Das muss nicht negativ sein: Es passt zum Alter der Laureaten und zu der Verehrung, die man ihnen entgegenbringt. Der Nobelpreis hängt am Träger selbst und ist Teil seiner Person. Wie das kleine Wörtchen „von“ im Namen adliger Geschlechter führt er zu Aufmerksamkeit, Ansehen, Vorteilen und Freiheiten. Freiheit heißt zum Beispiel, etwas anderes machen zu können – wie es etwa der amerikanische Physiker Carl Wieman tat, der 1995 ausgezeichnet wurde. Er erforscht und entwickelt seit vielen Jahren neue Methoden für Physikunterricht und Physikstudium. „Der Nobelpreis“, sagt er, „gibt einem die nötige Glaubwürdigkeit und das Gewicht, um derartige Probleme anzupacken.“ Der Pharmakologe Arvid Carlsson sammelte ähnliche Erfahrungen mit seiner in den 1990er-Jahren gegründeten Firma. Bis zu seinem Nobelpreis im Jahr 2000 hatte die Firma stets Schwierigkeiten, Geldgeber zu finden.
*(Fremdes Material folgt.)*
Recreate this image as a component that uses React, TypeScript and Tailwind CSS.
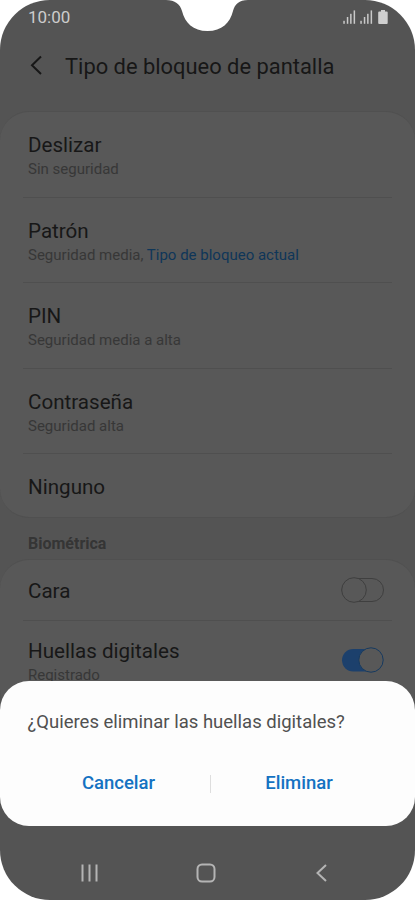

Nach dem Preis konnte Carlsson aus mehreren Offerten wählen. Und Peter Grünberg, den man im Forschungszentrum Jülich schon in Rente geschickt hatte, erhielt nach dem Preis von seinem Arbeitgeber einen neuen Vertrag als Helmholtz-Professor.

Rechnet man die Ökonomen dazu, so sind bisher 603 Forscherinnen und Forscher mit einem wissenschaftlichen Nobelpreis ausgezeichnet worden. Exakt 256 waren Mitte Juli dieses Jahres noch am Leben. Die Nobels bilden einen ultra-exklusiven Klub, weit exklusiver als der Adel, zu dem allein in Deutschland immerhin rund 40 000 Personen gehören. Freiherren, Grafen oder Könige erben ihren Titel. Ein Nobelpreisträger hat sich seinen Titel verdient – durch kluge Ideen, Durchhaltevermögen, Einsatz und harte Arbeit. Das ist wahre Nobilität. ■

HEINZ HOREIS beobachtet für bild der wissenschaft seit Jahren die internationale Wissenschaftsszene.